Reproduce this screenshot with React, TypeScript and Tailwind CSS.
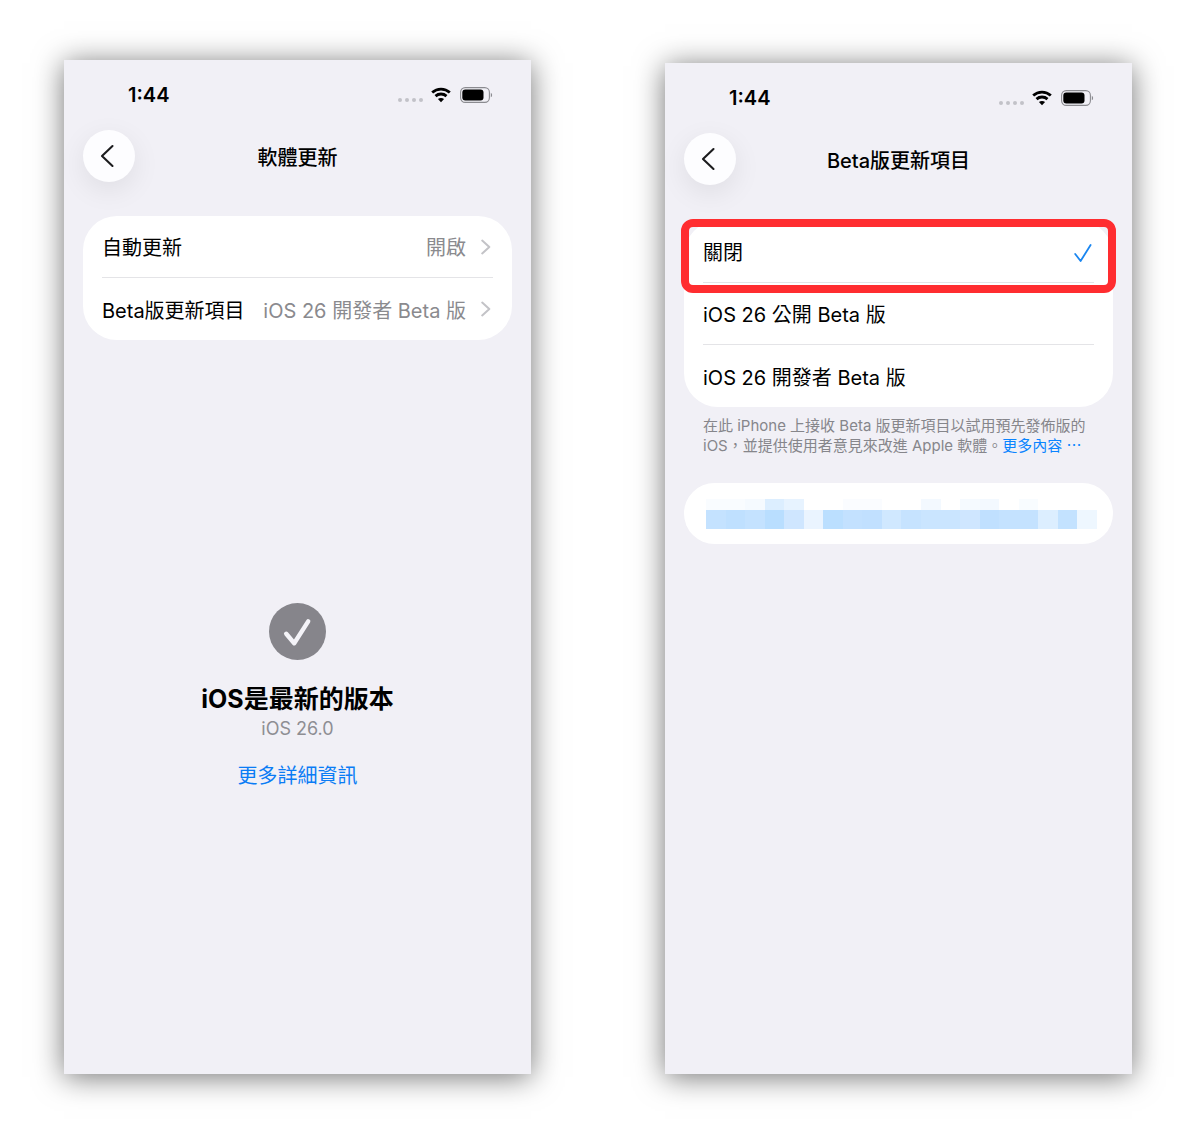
import React from 'react';

interface PhoneProps {
  title: string;
  className?: string;
  children: React.ReactNode;
}

// Placeholder blocks for the hidden account row
const MOSAIC_TOP = [
  'bg-[#f9fcff]', 'bg-[#f9fcff]', 'bg-[#f5faff]', 'bg-[#dceeff]', 'bg-[#e7f3ff]',
  'bg-white', 'bg-white', 'bg-[#fafcff]', 'bg-[#fafcff]', 'bg-white',
  'bg-white', 'bg-[#f3f9ff]', 'bg-white', 'bg-[#f5faff]', 'bg-[#f3f9ff]',
  'bg-white', 'bg-[#f8fcff]', 'bg-white', 'bg-white', 'bg-white',
];

const MOSAIC_BOTTOM = [
  'bg-[#c4e2ff]', 'bg-[#bfe0ff]', 'bg-[#c4e2ff]', 'bg-[#b9deff]', 'bg-[#cfe6ff]',
  'bg-[#eaf4ff]', 'bg-[#bbdfff]', 'bg-[#c3e1ff]', 'bg-[#c1e0ff]', 'bg-[#d0e8ff]',
  'bg-[#c6e3ff]', 'bg-[#cae5ff]', 'bg-[#cae5ff]', 'bg-[#cfe6ff]', 'bg-[#c0e0ff]',
  'bg-[#c4e2ff]', 'bg-[#c4e2ff]', 'bg-[#dceeff]', 'bg-[#c3e2ff]', 'bg-[#eef7ff]',
];

const WifiIcon = () => (
  <svg width="20" height="16" viewBox="0 0 20 16" aria-hidden="true">
    <g fill="none" stroke="#000" strokeWidth="2.8">
      <path d="M1.2 5.5C6.2 .9 13.8 .9 18.8 5.5" />
      <path d="M4.5 9.1C7.6 6.3 12.4 6.3 15.5 9.1" />
    </g>
    <path d="M10 15.2L6.9 12.1C8.6 10.5 11.4 10.5 13.1 12.1Z" fill="#000" />
  </svg>
);

const BatteryIcon = () => (
  <svg width="33" height="16" viewBox="0 0 33 16" aria-hidden="true">
    <rect x=".6" y=".6" width="28.8" height="14.8" rx="4.6" fill="none" stroke="#8b8b90" strokeWidth="1.1" />
    <rect x="2.3" y="2.4" width="21.2" height="11.2" rx="3" fill="#000" />
    <path d="M30.8 5.7C32.6 6.5 32.6 9.5 30.8 10.3Z" fill="#8b8b90" />
  </svg>
);

const ChevronIcon = () => (
  <svg width="10" height="16" viewBox="0 0 10 16" aria-hidden="true">
    <path d="M1.2 1.6L8.3 8L1.2 14.4" fill="none" stroke="#c3c3c7" strokeWidth="2" strokeLinecap="round" strokeLinejoin="round" />
  </svg>
);

const Phone: React.FC<PhoneProps> = ({ title, className, children }) => (
  <section className={`flex min-w-0 flex-1 flex-col bg-[#f1f0f6] px-[19px] shadow-[0_3px_28px_rgba(0,0,0,0.55)] ${className ?? ''}`}>
    {/* Status bar */}
    <div className="flex h-[70px] items-center justify-between pr-[19px] pl-[45px]">
      <span className="text-xl font-semibold">1:44</span>
      <div className="flex items-center">
        <div className="mt-[10px] mr-2 flex gap-[3px]">
          {[0, 1, 2, 3].map((i) => (
            <span key={i} className="size-1 rounded-full bg-[#c2c2c8]" />
          ))}
        </div>
        <WifiIcon />
        <span className="ml-[9px] flex">
          <BatteryIcon />
        </span>
      </div>
    </div>

    {/* Navigation bar */}
    <header className="grid grid-cols-[52px_1fr_52px] items-center">
      <button
        type="button"
        aria-label="返回"
        className="flex size-[52px] items-center justify-center rounded-full bg-[#fdfdff] shadow-[0_8px_28px_rgba(0,0,0,0.08)]"
      >
        <svg width="16" height="24" viewBox="0 0 16 24" className="mr-1" aria-hidden="true">
          <path d="M13.5 2L3 12L13.5 22" fill="none" stroke="#1c1c1e" strokeWidth="2.1" strokeLinecap="round" strokeLinejoin="round" />
        </svg>
      </button>
      <h1 className="pt-[3px] text-center text-xl font-medium">{title}</h1>
    </header>

    {children}
  </section>
);

const SettingRow = ({ label, value }: { label: string; value: string }) => (
  <button type="button" className="flex h-[62px] w-full items-center text-left">
    <span className="pt-[3px]">{label}</span>
    <span className="mr-[15px] ml-auto pt-[3px] text-[#8a8a8e]">{value}</span>
    <span className="mr-[2px]">
      <ChevronIcon />
    </span>
  </button>
);

const OptionRow = ({ label, selected }: { label: string; selected?: boolean }) => (
  <button type="button" aria-pressed={!!selected} className="flex h-[62px] w-full items-center justify-between pt-[3px] text-left">
    <span>{label}</span>
    {selected && (
      <svg width="20" height="20" viewBox="0 0 20 20" className="mr-px" aria-hidden="true">
        <path d="M2.2 11L7.6 18L17.6 2" fill="none" stroke="#1a86f0" strokeWidth="1.8" strokeLinecap="round" strokeLinejoin="round" />
      </svg>
    )}
  </button>
);

const SoftwareUpdate = () => (
  <Phone title="軟體更新">
    <div className="mt-[34px] divide-y divide-[#e4e4e7] rounded-[34px] bg-white px-[19px]">
      <SettingRow label="自動更新" value="開啟" />
      <SettingRow label="Beta版更新項目" value="iOS 26 開發者 Beta 版" />
    </div>

    <div className="flex flex-1 flex-col items-center justify-center pb-[22px]">
      <svg width="57" height="57" viewBox="0 0 57 57" aria-hidden="true">
        <circle cx="28.5" cy="28.5" r="28.5" fill="#86858b" />
        <path d="M17.2 30.8L25.2 40.2L39.2 18.4" fill="none" stroke="#f4f3f8" strokeWidth="4.4" strokeLinecap="round" strokeLinejoin="round" />
      </svg>
      <h2 className="mt-6 text-[25px] leading-[30px] font-bold">iOS是最新的版本</h2>
      <p className="mt-[3px] text-lg leading-6 text-[#8e8e93]">iOS 26.0</p>
      <a href="#details" className="mt-[21px] leading-7 text-[#0a7cf5]">更多詳細資訊</a>
    </div>
  </Phone>
);

const BetaUpdates = () => (
  <Phone title="Beta版更新項目" className="mt-[3px]">
    <div className="relative mt-9 rounded-[34px] bg-white px-[19px]">
      <div className="divide-y divide-[#e4e4e7]">
        <OptionRow label="關閉" selected />
        <OptionRow label="iOS 26 公開 Beta 版" />
        <OptionRow label="iOS 26 開發者 Beta 版" />
      </div>
      {/* Highlight around the first option */}
      <div className="pointer-events-none absolute -inset-x-[3px] -top-[2px] h-[74px] rounded-xl border-8 border-[#ff2d30]" />
    </div>

    <p className="mt-[9px] px-[19px] text-[15px] leading-5 text-[#86868b]">
      在此 iPhone 上接收 Beta 版更新項目以試用預先發佈版的
      <br />
      iOS，並提供使用者意見來改進 Apple 軟體。
      <a href="#more" className="text-[#0a84ff]">更多內容 ⋯</a>
    </p>

    <div className="mt-[27px] h-[61px] rounded-full bg-white pt-4 pr-4 pl-[22px]">
      <div className="grid grid-cols-20">
        {MOSAIC_TOP.map((color, i) => (
          <span key={i} className={`h-[11px] ${color}`} />
        ))}
        {MOSAIC_BOTTOM.map((color, i) => (
          <span key={i} className={`h-[19px] ${color}`} />
        ))}
      </div>
    </div>
  </Phone>
);

export default function App() {
  return (
    <main
      lang="zh-Hant"
      className="flex min-h-screen gap-[134px] bg-white pt-[60px] pr-[68px] pb-[60px] pl-16 font-['Inter','Noto_Sans_CJK_TC',sans-serif] text-xl text-black"
    >
      <SoftwareUpdate />
      <BetaUpdates />
    </main>
  );
}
* * *
Write out again every line above exactly as given; the pictures do not belong in the copy.

Reproduce this screenshot with React, TypeScript and Tailwind CSS.
import React from 'react';

interface PhoneProps {
  title: string;
  className?: string;
  children: React.ReactNode;
}

// Placeholder blocks for the hidden account row
const MOSAIC_TOP = [
  'bg-[#f9fcff]', 'bg-[#f9fcff]', 'bg-[#f5faff]', 'bg-[#dceeff]', 'bg-[#e7f3ff]',
  'bg-white', 'bg-white', 'bg-[#fafcff]', 'bg-[#fafcff]', 'bg-white',
  'bg-white', 'bg-[#f3f9ff]', 'bg-white', 'bg-[#f5faff]', 'bg-[#f3f9ff]',
  'bg-white', 'bg-[#f8fcff]', 'bg-white', 'bg-white', 'bg-white',
];

const MOSAIC_BOTTOM = [
  'bg-[#c4e2ff]', 'bg-[#bfe0ff]', 'bg-[#c4e2ff]', 'bg-[#b9deff]', 'bg-[#cfe6ff]',
  'bg-[#eaf4ff]', 'bg-[#bbdfff]', 'bg-[#c3e1ff]', 'bg-[#c1e0ff]', 'bg-[#d0e8ff]',
  'bg-[#c6e3ff]', 'bg-[#cae5ff]', 'bg-[#cae5ff]', 'bg-[#cfe6ff]', 'bg-[#c0e0ff]',
  'bg-[#c4e2ff]', 'bg-[#c4e2ff]', 'bg-[#dceeff]', 'bg-[#c3e2ff]', 'bg-[#eef7ff]',
];

const WifiIcon = () => (
  <svg width="20" height="16" viewBox="0 0 20 16" aria-hidden="true">
    <g fill="none" stroke="#000" strokeWidth="2.8">
      <path d="M1.2 5.5C6.2 .9 13.8 .9 18.8 5.5" />
      <path d="M4.5 9.1C7.6 6.3 12.4 6.3 15.5 9.1" />
    </g>
    <path d="M10 15.2L6.9 12.1C8.6 10.5 11.4 10.5 13.1 12.1Z" fill="#000" />
  </svg>
);

const BatteryIcon = () => (
  <svg width="33" height="16" viewBox="0 0 33 16" aria-hidden="true">
    <rect x=".6" y=".6" width="28.8" height="14.8" rx="4.6" fill="none" stroke="#8b8b90" strokeWidth="1.1" />
    <rect x="2.3" y="2.4" width="21.2" height="11.2" rx="3" fill="#000" />
    <path d="M30.8 5.7C32.6 6.5 32.6 9.5 30.8 10.3Z" fill="#8b8b90" />
  </svg>
);

const ChevronIcon = () => (
  <svg width="10" height="16" viewBox="0 0 10 16" aria-hidden="true">
    <path d="M1.2 1.6L8.3 8L1.2 14.4" fill="none" stroke="#c3c3c7" strokeWidth="2" strokeLinecap="round" strokeLinejoin="round" />
  </svg>
);

const Phone: React.FC<PhoneProps> = ({ title, className, children }) => (
  <section className={`flex min-w-0 flex-1 flex-col bg-[#f1f0f6] px-[19px] shadow-[0_3px_28px_rgba(0,0,0,0.55)] ${className ?? ''}`}>
    {/* Status bar */}
    <div className="flex h-[70px] items-center justify-between pr-[19px] pl-[45px]">
      <span className="text-xl font-semibold">1:44</span>
      <div className="flex items-center">
        <div className="mt-[10px] mr-2 flex gap-[3px]">
          {[0, 1, 2, 3].map((i) => (
            <span key={i} className="size-1 rounded-full bg-[#c2c2c8]" />
          ))}
        </div>
        <WifiIcon />
        <span className="ml-[9px] flex">
          <BatteryIcon />
        </span>
      </div>
    </div>

    {/* Navigation bar */}
    <header className="grid grid-cols-[52px_1fr_52px] items-center">
      <button
        type="button"
        aria-label="返回"
        className="flex size-[52px] items-center justify-center rounded-full bg-[#fdfdff] shadow-[0_8px_28px_rgba(0,0,0,0.08)]"
      >
        <svg width="16" height="24" viewBox="0 0 16 24" className="mr-1" aria-hidden="true">
          <path d="M13.5 2L3 12L13.5 22" fill="none" stroke="#1c1c1e" strokeWidth="2.1" strokeLinecap="round" strokeLinejoin="round" />
        </svg>
      </button>
      <h1 className="pt-[3px] text-center text-xl font-medium">{title}</h1>
    </header>

    {children}
  </section>
);

const SettingRow = ({ label, value }: { label: string; value: string }) => (
  <button type="button" className="flex h-[62px] w-full items-center text-left">
    <span className="pt-[3px]">{label}</span>
    <span className="mr-[15px] ml-auto pt-[3px] text-[#8a8a8e]">{value}</span>
    <span className="mr-[2px]">
      <ChevronIcon />
    </span>
  </button>
);

const OptionRow = ({ label, selected }: { label: string; selected?: boolean }) => (
  <button type="button" aria-pressed={!!selected} className="flex h-[62px] w-full items-center justify-between pt-[3px] text-left">
    <span>{label}</span>
    {selected && (
      <svg width="20" height="20" viewBox="0 0 20 20" className="mr-px" aria-hidden="true">
        <path d="M2.2 11L7.6 18L17.6 2" fill="none" stroke="#1a86f0" strokeWidth="1.8" strokeLinecap="round" strokeLinejoin="round" />
      </svg>
    )}
  </button>
);

const SoftwareUpdate = () => (
  <Phone title="軟體更新">
    <div className="mt-[34px] divide-y divide-[#e4e4e7] rounded-[34px] bg-white px-[19px]">
      <SettingRow label="自動更新" value="開啟" />
      <SettingRow label="Beta版更新項目" value="iOS 26 開發者 Beta 版" />
    </div>

    <div className="flex flex-1 flex-col items-center justify-center pb-[22px]">
      <svg width="57" height="57" viewBox="0 0 57 57" aria-hidden="true">
        <circle cx="28.5" cy="28.5" r="28.5" fill="#86858b" />
        <path d="M17.2 30.8L25.2 40.2L39.2 18.4" fill="none" stroke="#f4f3f8" strokeWidth="4.4" strokeLinecap="round" strokeLinejoin="round" />
      </svg>
      <h2 className="mt-6 text-[25px] leading-[30px] font-bold">iOS是最新的版本</h2>
      <p className="mt-[3px] text-lg leading-6 text-[#8e8e93]">iOS 26.0</p>
      <a href="#details" className="mt-[21px] leading-7 text-[#0a7cf5]">更多詳細資訊</a>
    </div>
  </Phone>
);

const BetaUpdates = () => (
  <Phone title="Beta版更新項目" className="mt-[3px]">
    <div className="relative mt-9 rounded-[34px] bg-white px-[19px]">
      <div className="divide-y divide-[#e4e4e7]">
        <OptionRow label="關閉" selected />
        <OptionRow label="iOS 26 公開 Beta 版" />
        <OptionRow label="iOS 26 開發者 Beta 版" />
      </div>
      {/* Highlight around the first option */}
      <div className="pointer-events-none absolute -inset-x-[3px] -top-[2px] h-[74px] rounded-xl border-8 border-[#ff2d30]" />
    </div>

    <p className="mt-[9px] px-[19px] text-[15px] leading-5 text-[#86868b]">
      在此 iPhone 上接收 Beta 版更新項目以試用預先發佈版的
      <br />
      iOS，並提供使用者意見來改進 Apple 軟體。
      <a href="#more" className="text-[#0a84ff]">更多內容 ⋯</a>
    </p>

    <div className="mt-[27px] h-[61px] rounded-full bg-white pt-4 pr-4 pl-[22px]">
      <div className="grid grid-cols-20">
        {MOSAIC_TOP.map((color, i) => (
          <span key={i} className={`h-[11px] ${color}`} />
        ))}
        {MOSAIC_BOTTOM.map((color, i) => (
          <span key={i} className={`h-[19px] ${color}`} />
        ))}
      </div>
    </div>
  </Phone>
);

export default function App() {
  return (
    <main
      lang="zh-Hant"
      className="flex min-h-screen gap-[134px] bg-white pt-[60px] pr-[68px] pb-[60px] pl-16 font-['Inter','Noto_Sans_CJK_TC',sans-serif] text-xl text-black"
    >
      <SoftwareUpdate />
      <BetaUpdates />
    </main>
  );
}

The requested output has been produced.